Limabeans often fail to reach the surface of heavy, clayey soils. They are cemented in living tombs and literally break their necks trying to push through the crust that forms after a rain. Carefully breaking the crust may help, but it takes time, is back-breaking and not always satisfactory as many of the sprouts are likely to be broken. Hence it is not only risky but even folly to sow large seeded beans in heavy soil in the usual way. Here is a better way to start this crop. 

Two or three weeks before it is safe time to sow seeds in the open garden make a light soil by mixing loam, leaf mold and sand. Place 2" flower pots closely together in a flat and fill them and the spaces between  them with this soil. Do not pack the soil down in them but work it firmly between them with the fingers and add more soil so as to leave it level full-even with the tops of the pots. Place the flat in shallow water until water rises to the surface from below. Remove it and let it drain over night. 
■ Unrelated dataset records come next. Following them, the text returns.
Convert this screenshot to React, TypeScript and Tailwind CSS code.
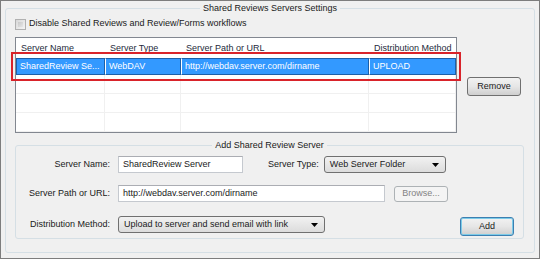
import React from 'react';

const cols = ['w-[89px]', 'w-[76px]', 'w-[188px]', 'w-[87px]'];

const headers = ['Server Name', 'Server Type', 'Server Path or URL', 'Distribution Method'];
const selected = ['SharedReview Se...', 'WebDAV', 'http://webdav.server.com/dirname', 'UPLOAD'];

const Arrow = () => (
    <svg width="7" height="4" viewBox="0 0 7 4" className="shrink-0">
        <path d="M0 0 H7 L3.5 4 Z" fill="#000" />
    </svg>
);

const Combo = ({ text, width }: { text: string; width: string }) => (
    <div className={`${width} h-[17px] flex items-center justify-between pl-[5px] pr-[6px] rounded-[3px] border border-[#707070] bg-gradient-to-b from-[#f2f2f2] to-[#dcdcdc]`}>
        <span>{text}</span>
        <Arrow />
    </div>
);

const TextBox = ({ text, width }: { text: string; width: string }) => (
    <div className={`${width} h-[17px] flex items-center pl-[4px] border border-[#c5c9cf] border-t-[#abadb3] bg-white`}>
        {text}
    </div>
);

export default function App() {
    return (
        <div className="w-[540px] h-[259px] bg-[#f0f0f0] border border-[#7d7d7d] pt-[1px] px-[4px] text-[9px] text-[#1a1a1a]" style={{ fontFamily: '"Liberation Sans", Arial, sans-serif' }}>
            <fieldset className="h-[251px] border border-[#d5dfe5] rounded-[3px] px-[9px]">
                <legend className="mx-auto px-[3px] leading-[12px]">Shared Reviews Servers Settings</legend>

                <div className="flex items-center gap-[3px] mt-[4px] h-[12px]">
                    <div className="w-[11px] h-[11px] border border-[#b1b1b1] bg-gradient-to-br from-[#d8d8d8] to-[#f4f4f4] p-[2px]">
                        <div className="w-full h-full bg-gradient-to-br from-[#c8c8c8] to-[#e6e6e6]" />
                    </div>
                    <span>Disable Shared Reviews and Review/Forms workflows</span>
                </div>

                <div className="flex mt-[7px]">
                    <div className="relative w-[442px] h-[96px] border border-[#828790] bg-white">
                        <div className="flex h-[19px] items-end pb-[2px]">
                            {headers.map((h, i) => (
                                <div key={h} className={`${cols[i]} pl-[5px] text-[#1e2a3b]`}>{h}</div>
                            ))}
                        </div>
                        <div className="flex h-[17px] mt-[1px]">
                            {selected.map((c, i) => (
                                <div key={i} className={`${cols[i]} pl-[3px] flex items-center text-white bg-[#3399ff] border border-[#1c5fa8] ${i > 0 ? 'border-l-white' : ''}`}>{c}</div>
                            ))}
                        </div>
                        {[0, 1, 2].map((r) => (
                            <div key={r} className="flex h-[19px] border-b border-[#f0f0f0]">
                                {cols.map((w, i) => (
                                    <div key={i} className={`${w} border-r border-[#f0f0f0]`} />
                                ))}
                            </div>
                        ))}
                        <div className="absolute left-[-5px] top-[14px] w-[450px] h-[29px] border-[2.5px] border-[#d9232a]" />
                    </div>

                    <div className="ml-[10px] mt-[40px] w-[54px] h-[19px] flex items-center justify-center rounded-[3px] border border-[#707070] bg-gradient-to-b from-[#f2f2f2] via-[#e6e6e6] to-[#cfcfcf]">
                        Remove
                    </div>
                </div>

                <fieldset className="mt-[6px] w-[509px] h-[100px] border border-[#d5dfe5] rounded-[3px]">
                    <legend className="mx-auto px-[3px] leading-[12px]">Add Shared Review Server</legend>

                    <div className="flex items-center mt-[5px]">
                        <div className="w-[94px] text-right">Server Name:</div>
                        <div className="ml-[8px]"><TextBox text="SharedReview Server" width="w-[125px]" /></div>
                        <div className="ml-[25px]">Server Type:</div>
                        <div className="ml-[5px]"><Combo text="Web Server Folder" width="w-[122px]" /></div>
                    </div>

                    <div className="flex items-center mt-[12px]">
                        <div className="w-[94px] text-right">Server Path or URL:</div>
                        <div className="ml-[8px]"><TextBox text="http://webdav.server.com/dirname" width="w-[267px]" /></div>
                        <div className="ml-[9px] w-[54px] h-[16px] flex items-center justify-center rounded-[3px] border border-[#adb2b5] bg-[#f4f4f4] text-[#838383]">
                            Browse...
                        </div>
                    </div>

                    <div className="flex items-center mt-[11px]">
                        <div className="w-[94px] text-right">Distribution Method:</div>
                        <div className="ml-[8px]"><Combo text="Upload to server and send email with link" width="w-[207px]" /></div>
                        <div className="ml-[135px] mt-[4px] w-[54px] h-[19px] flex items-center justify-center rounded-[3px] border border-[#3c7fb1] shadow-[inset_0_0_0_1px_#7ccbe8] bg-gradient-to-b from-[#f2f2f2] via-[#e6e6e6] to-[#cfcfcf]">
                            Add
                        </div>
                    </div>
                </fieldset>
            </fieldset>
        </div>
    );
}
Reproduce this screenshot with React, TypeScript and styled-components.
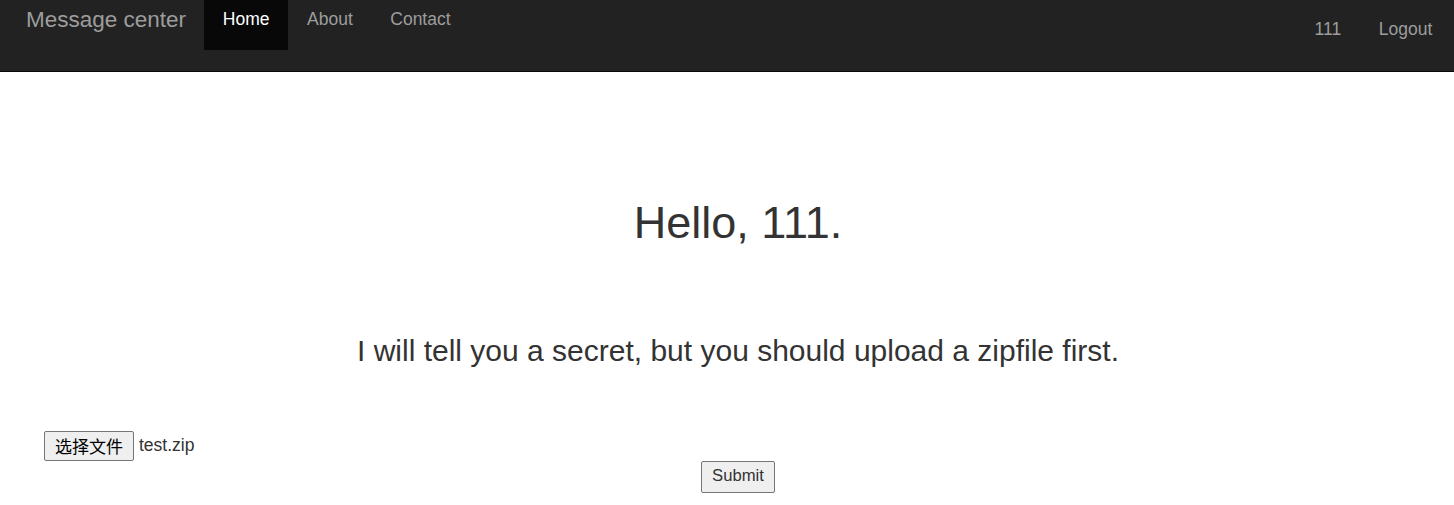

Next morning press a large, plump, heavy bean, eye down, barely out of sight in each pot and set the flat in a sunny, sheltered place outdoors where it may be covered in case of rain or a cold snap. Handled in this way living seeds do not decay as they often do in ' wet, cold, clayey soil. The seedlings need no water until after the true leaves appear. Even then unless they seem to be suffering it is best to avoid watering as damping-off may follow while they are very young. 

When danger of frost has passed, water the plants in the morning of a sunny, breezy day and late in the afternoon set them 15" to 18" asunder in the garden. This watering several hours before transplanting fills the plants with water, makes their removal from the pots easy and prevents checks of growth. If not checked by cold weather limas so handled begin to bear two to four weeks earlier than those grown from seeds sown direct in the garden. 
 

The small amount of work required to get them started and to transplant them is more than offset by the actual stand of plants, for of course only living, sturdy plants are transplanted and every one should  grow successfully from the start. 

Thin, small, greenish and light weight lima seeds are likely to decay in the soil and those few that do start are prone to make weak plants that produce few or no pods. They.had better be discarded or used for cooking.